[start]
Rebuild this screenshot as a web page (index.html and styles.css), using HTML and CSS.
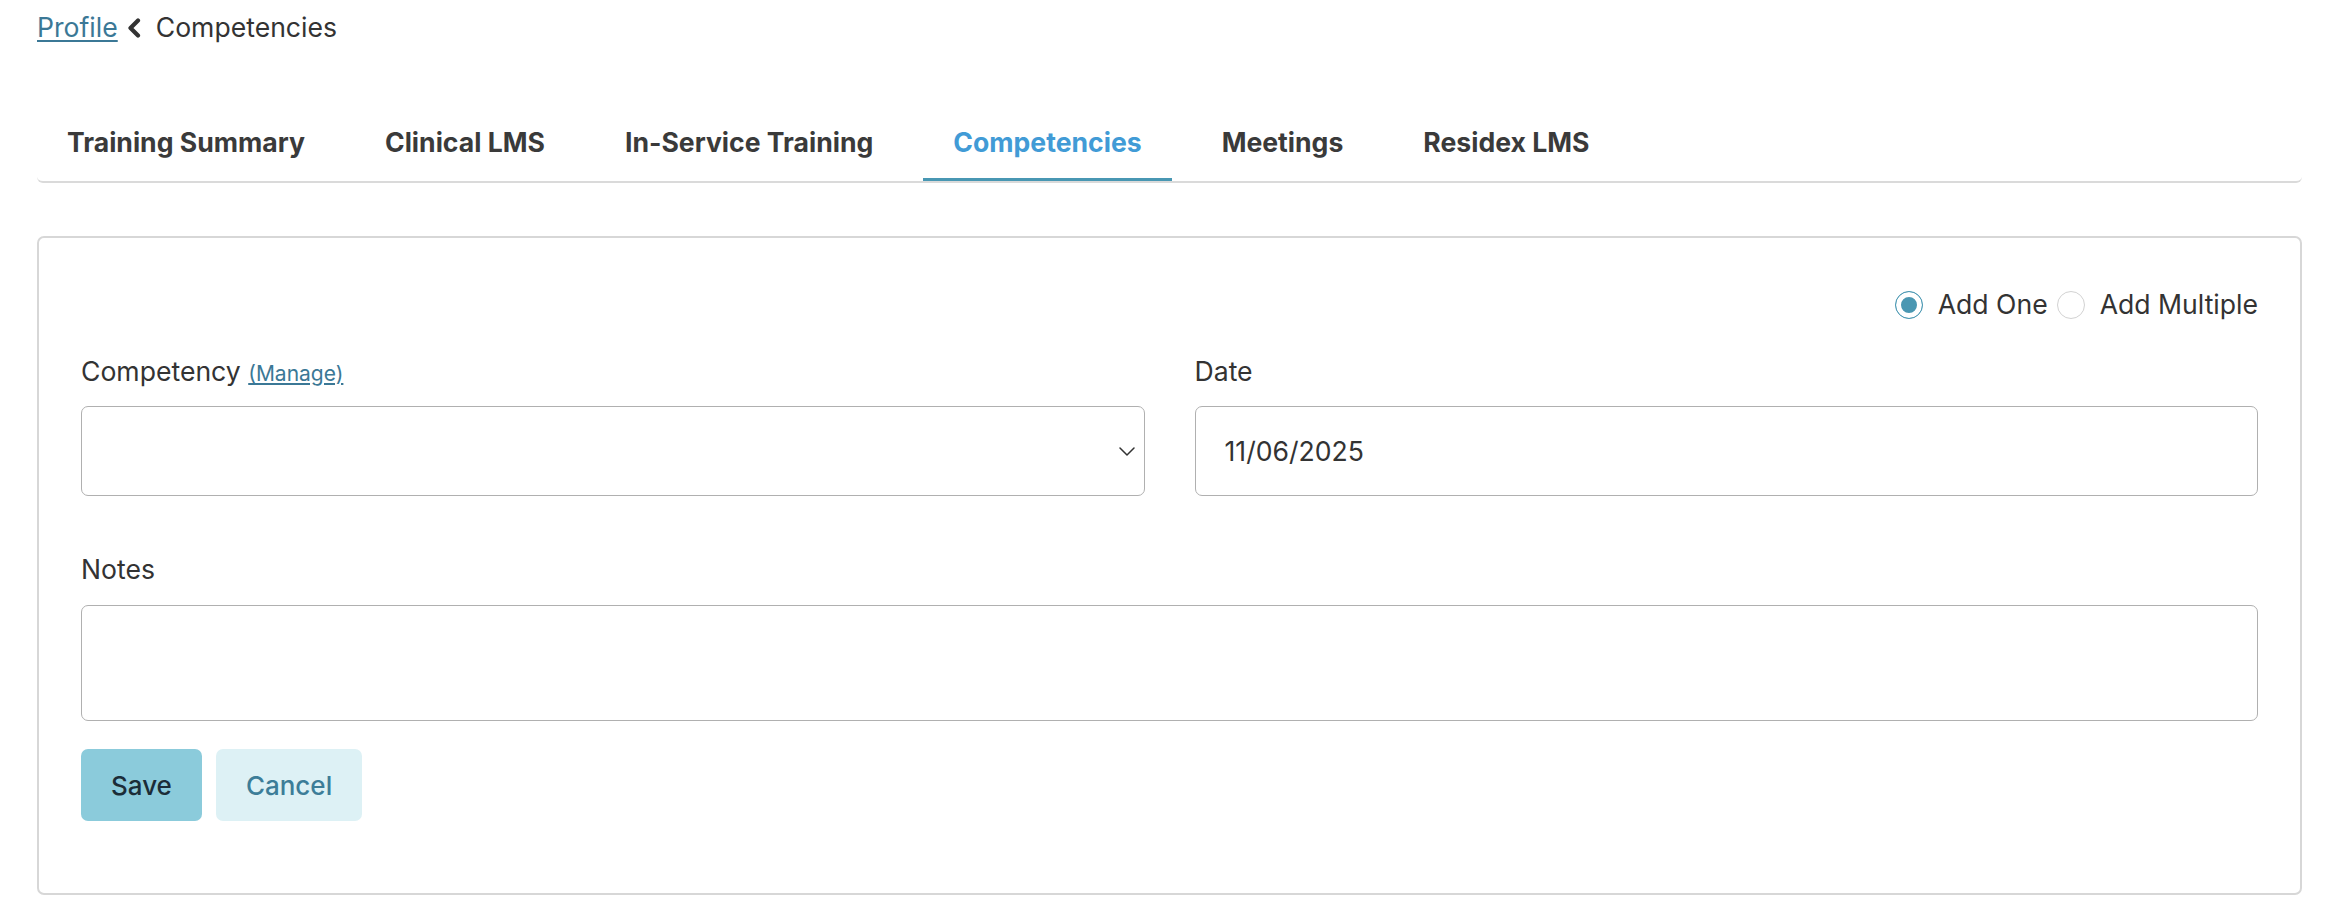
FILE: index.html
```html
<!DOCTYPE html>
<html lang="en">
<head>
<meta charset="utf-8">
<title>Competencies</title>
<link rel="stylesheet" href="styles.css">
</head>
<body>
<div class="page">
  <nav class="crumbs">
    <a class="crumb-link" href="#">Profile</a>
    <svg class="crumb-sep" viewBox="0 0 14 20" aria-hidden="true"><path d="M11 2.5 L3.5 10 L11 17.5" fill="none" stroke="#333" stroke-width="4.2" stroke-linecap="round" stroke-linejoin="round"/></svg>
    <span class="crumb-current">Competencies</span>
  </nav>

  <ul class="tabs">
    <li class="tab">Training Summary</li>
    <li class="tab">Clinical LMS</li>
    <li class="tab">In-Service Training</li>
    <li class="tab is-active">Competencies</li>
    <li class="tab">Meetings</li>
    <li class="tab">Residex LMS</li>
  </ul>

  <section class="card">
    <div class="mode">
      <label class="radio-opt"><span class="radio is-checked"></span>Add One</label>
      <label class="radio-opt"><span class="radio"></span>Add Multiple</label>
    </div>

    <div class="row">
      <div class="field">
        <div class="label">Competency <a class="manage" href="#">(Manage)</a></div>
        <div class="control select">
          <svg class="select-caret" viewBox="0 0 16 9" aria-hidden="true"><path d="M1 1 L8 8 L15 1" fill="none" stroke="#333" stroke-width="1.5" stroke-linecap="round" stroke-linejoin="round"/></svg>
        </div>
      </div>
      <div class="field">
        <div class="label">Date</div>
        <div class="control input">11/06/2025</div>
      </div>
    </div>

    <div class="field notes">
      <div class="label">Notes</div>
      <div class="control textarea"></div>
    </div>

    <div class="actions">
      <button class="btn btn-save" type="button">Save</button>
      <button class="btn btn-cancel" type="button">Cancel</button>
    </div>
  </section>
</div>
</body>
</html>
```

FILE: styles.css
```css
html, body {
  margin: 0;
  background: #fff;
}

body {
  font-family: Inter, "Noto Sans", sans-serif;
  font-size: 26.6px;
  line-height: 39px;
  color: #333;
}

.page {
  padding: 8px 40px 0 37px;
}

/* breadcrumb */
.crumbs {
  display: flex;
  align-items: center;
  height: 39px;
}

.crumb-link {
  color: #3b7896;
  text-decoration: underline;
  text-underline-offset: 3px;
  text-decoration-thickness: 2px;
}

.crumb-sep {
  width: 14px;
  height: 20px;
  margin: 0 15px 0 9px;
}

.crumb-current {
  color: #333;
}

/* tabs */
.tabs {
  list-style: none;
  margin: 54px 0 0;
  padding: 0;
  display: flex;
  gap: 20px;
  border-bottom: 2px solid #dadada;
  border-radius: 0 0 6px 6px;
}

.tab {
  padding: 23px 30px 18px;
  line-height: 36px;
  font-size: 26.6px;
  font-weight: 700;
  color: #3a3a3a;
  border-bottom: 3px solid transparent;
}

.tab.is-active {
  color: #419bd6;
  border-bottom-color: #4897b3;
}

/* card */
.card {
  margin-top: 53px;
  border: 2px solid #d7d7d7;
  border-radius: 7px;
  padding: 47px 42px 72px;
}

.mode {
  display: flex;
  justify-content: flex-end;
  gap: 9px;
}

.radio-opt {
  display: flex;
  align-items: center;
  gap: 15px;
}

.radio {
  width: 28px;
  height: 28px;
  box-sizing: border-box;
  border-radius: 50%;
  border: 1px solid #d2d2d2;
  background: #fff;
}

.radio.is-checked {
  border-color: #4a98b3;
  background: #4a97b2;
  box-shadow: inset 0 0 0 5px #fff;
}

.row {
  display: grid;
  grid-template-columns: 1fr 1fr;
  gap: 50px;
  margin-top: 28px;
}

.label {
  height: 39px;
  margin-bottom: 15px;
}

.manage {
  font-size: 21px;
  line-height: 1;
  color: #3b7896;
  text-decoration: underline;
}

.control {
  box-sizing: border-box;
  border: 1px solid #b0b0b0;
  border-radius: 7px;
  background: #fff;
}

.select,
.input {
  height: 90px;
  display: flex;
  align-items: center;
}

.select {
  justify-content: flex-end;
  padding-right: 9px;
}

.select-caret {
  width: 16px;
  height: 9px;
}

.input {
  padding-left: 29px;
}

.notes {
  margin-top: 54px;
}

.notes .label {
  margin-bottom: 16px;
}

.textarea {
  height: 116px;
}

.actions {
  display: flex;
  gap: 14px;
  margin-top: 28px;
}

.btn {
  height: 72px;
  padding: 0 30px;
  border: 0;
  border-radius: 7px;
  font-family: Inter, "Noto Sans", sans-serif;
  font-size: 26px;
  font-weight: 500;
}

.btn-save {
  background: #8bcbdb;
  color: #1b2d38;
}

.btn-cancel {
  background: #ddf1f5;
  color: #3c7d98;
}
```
[end]
[start]
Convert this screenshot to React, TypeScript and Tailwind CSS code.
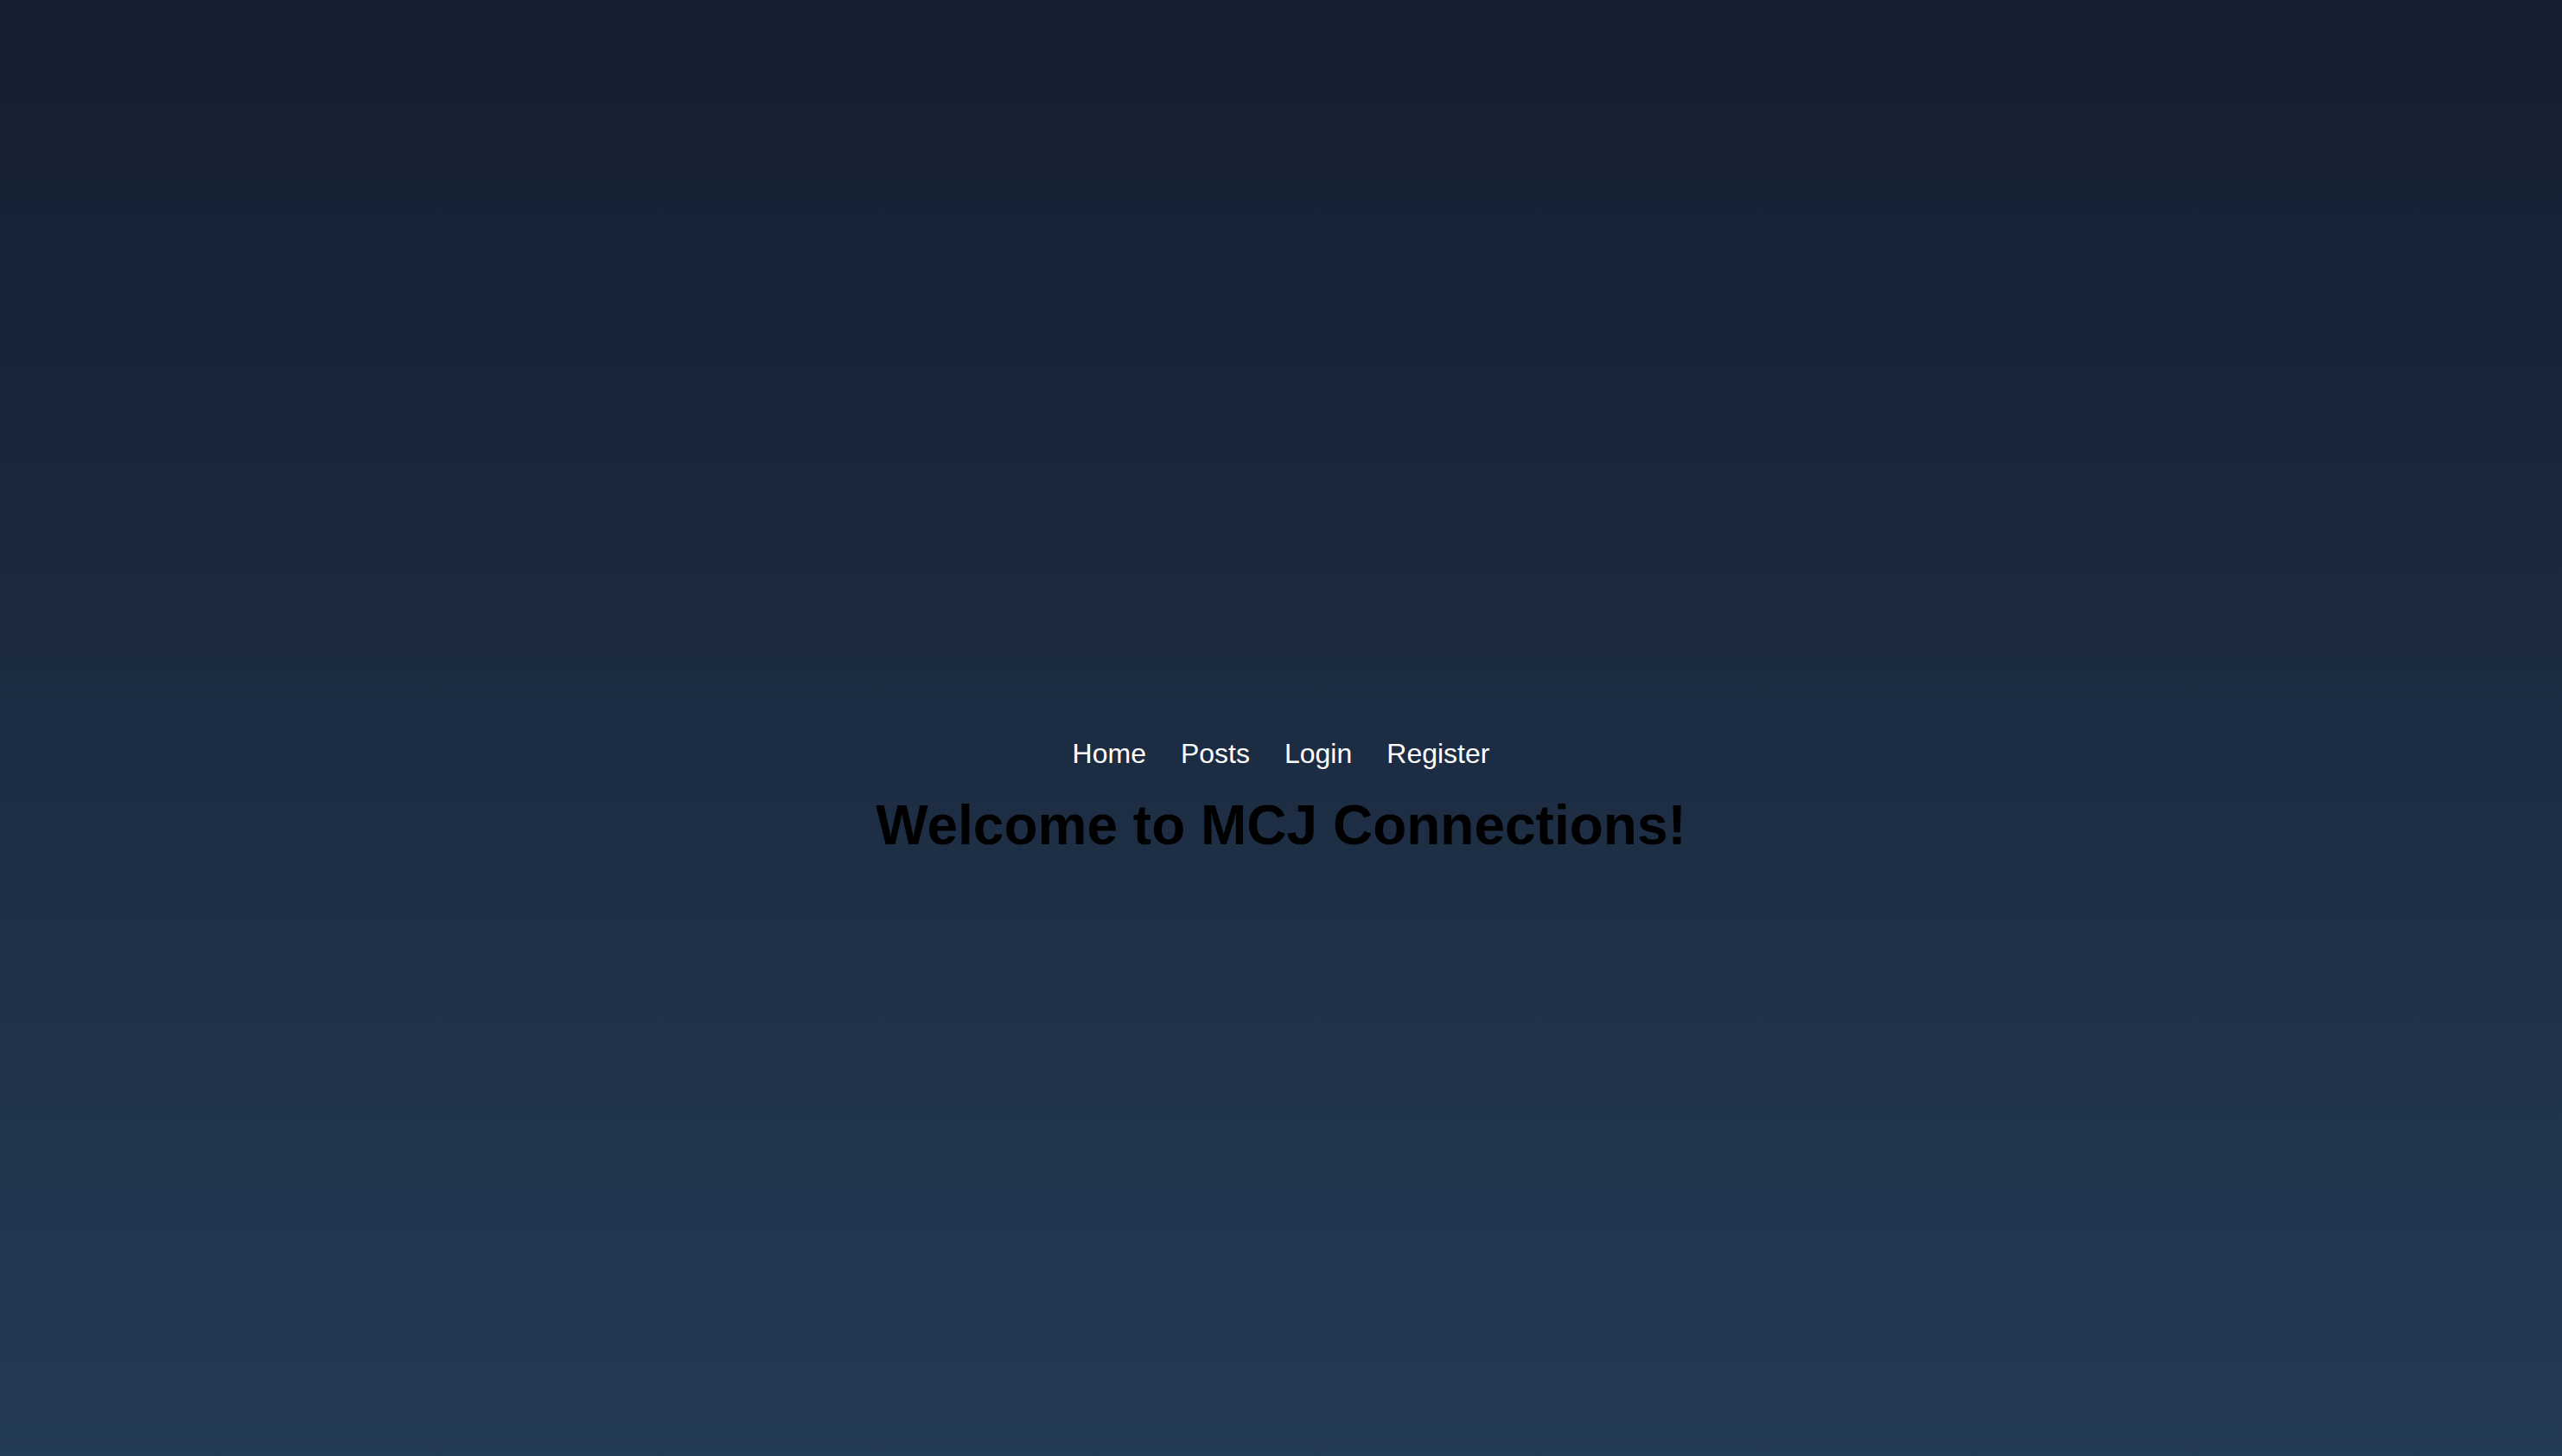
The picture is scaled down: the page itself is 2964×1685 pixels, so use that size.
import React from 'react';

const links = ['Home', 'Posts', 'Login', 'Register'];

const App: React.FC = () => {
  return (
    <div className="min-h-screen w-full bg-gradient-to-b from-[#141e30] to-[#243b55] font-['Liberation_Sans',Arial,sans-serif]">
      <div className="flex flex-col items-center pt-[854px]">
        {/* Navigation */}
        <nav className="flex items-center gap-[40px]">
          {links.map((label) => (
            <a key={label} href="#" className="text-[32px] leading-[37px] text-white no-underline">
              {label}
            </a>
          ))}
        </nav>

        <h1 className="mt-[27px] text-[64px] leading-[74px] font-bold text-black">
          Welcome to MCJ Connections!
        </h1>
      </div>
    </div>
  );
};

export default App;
[end]
[start]
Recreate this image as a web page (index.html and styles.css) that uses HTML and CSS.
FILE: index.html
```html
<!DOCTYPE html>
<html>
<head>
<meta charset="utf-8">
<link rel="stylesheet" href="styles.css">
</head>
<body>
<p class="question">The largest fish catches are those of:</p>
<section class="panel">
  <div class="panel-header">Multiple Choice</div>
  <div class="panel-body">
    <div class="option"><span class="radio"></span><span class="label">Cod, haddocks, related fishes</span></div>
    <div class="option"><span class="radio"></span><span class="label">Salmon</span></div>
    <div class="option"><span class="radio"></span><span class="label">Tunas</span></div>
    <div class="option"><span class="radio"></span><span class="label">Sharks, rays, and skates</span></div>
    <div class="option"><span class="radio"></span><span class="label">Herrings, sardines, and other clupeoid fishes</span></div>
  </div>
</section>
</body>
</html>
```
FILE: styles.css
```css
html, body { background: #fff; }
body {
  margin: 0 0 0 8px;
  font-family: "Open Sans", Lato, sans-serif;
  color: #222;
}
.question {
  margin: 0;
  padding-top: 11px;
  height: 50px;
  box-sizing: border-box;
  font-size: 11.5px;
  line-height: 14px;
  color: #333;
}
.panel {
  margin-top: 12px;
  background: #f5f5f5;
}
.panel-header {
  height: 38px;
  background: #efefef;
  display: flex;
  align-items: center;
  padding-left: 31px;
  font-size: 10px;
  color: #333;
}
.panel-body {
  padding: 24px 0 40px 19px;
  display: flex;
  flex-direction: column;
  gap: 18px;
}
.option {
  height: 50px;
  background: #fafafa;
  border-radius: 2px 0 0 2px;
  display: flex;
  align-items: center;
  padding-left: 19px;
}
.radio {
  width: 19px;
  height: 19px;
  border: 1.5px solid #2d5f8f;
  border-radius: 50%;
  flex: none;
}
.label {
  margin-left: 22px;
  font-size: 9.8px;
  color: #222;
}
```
[end]
What is needed:
Note each line of the entries that has "React" in it, and copy those lines.

Response:
Convert this screenshot to React, TypeScript and Tailwind CSS code.
import React from 'react';
const App: React.FC = () => {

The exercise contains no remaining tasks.